Insights from Elastic conference

ElasticON is a one-day developer conference run by Elastic (ESTC), the company around Elasticsearch and its associated toolkit known as the ELK stack. This conference has been around a few years. It started in SF in 2015, spread to wider audience across key towns (SF, NY and DC for Fed govt focus), then got so popular that it is now a road show they do in various cities (up to 30 now across US, Canada, EU and SE Asia, so likely it's in a city near you).

Elasticsearch is a product I use. I built a time-series engine upon it that helped me make an application service for internal users to utilize for analyzing and especially visualizing their research data. Unfortunately for me, I didn't keep up-to-date on major versions on Elasticsearch, so it's getting pretty stale - for one, I need to upgrade to better expose it to dashboarding tools like Kibana or Grafana. I am constantly seeking more info about the Elasticsearch ecocycle, and talking to their developers and support engineers at events like this is amazingly helpful in my decision making on where to go next, as well as where to utilize Elasticsearch going forward as it becomes applicable to more and more use cases.

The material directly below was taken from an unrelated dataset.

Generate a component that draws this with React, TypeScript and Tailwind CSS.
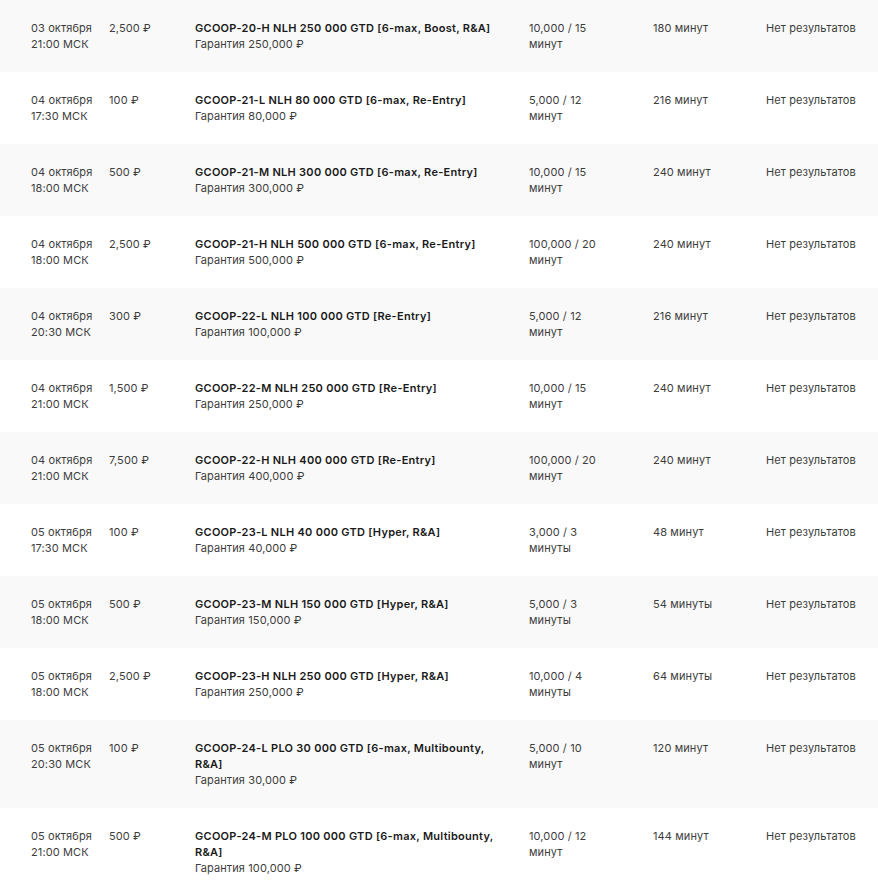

This conference is great for someone like me, a software developer making decisions about data engines to use within our architecture, and is using their engine as part of my stack. It was a very relevant conference for me -- it always is, which is why I've attended for the last 3 years now.

This year was the best it has been, and was really well run. This company has it down. There is a big room for main presentations and a (new this year) side theater for breakouts, all around a centralized room with the riff raff, like Elastic "Ask Me Anything" help desks, vendor booths, and where all the food/drink is. This manages to center the socialization aspect of the conference, and as an attendee, you find yourself out there chatting with a wide array of Elastic staff who can answer your questions: talk with a presenter, a high level solution engineer, a senior manager on the very product you use, and even with decision makers at Elastic. Beyond that, you can speak to any vendor or attendee about anything -- with vendors, to hear like similar customer stories or how their product solves a related need, and, with attendees, often to compare use cases and hear how they are leveraging Elastic products in different ways.

Better yet, all the sessions are taped and eventually made available online - so once they are published I can go back and revisit, or pass it along to interested peers that didn't attend.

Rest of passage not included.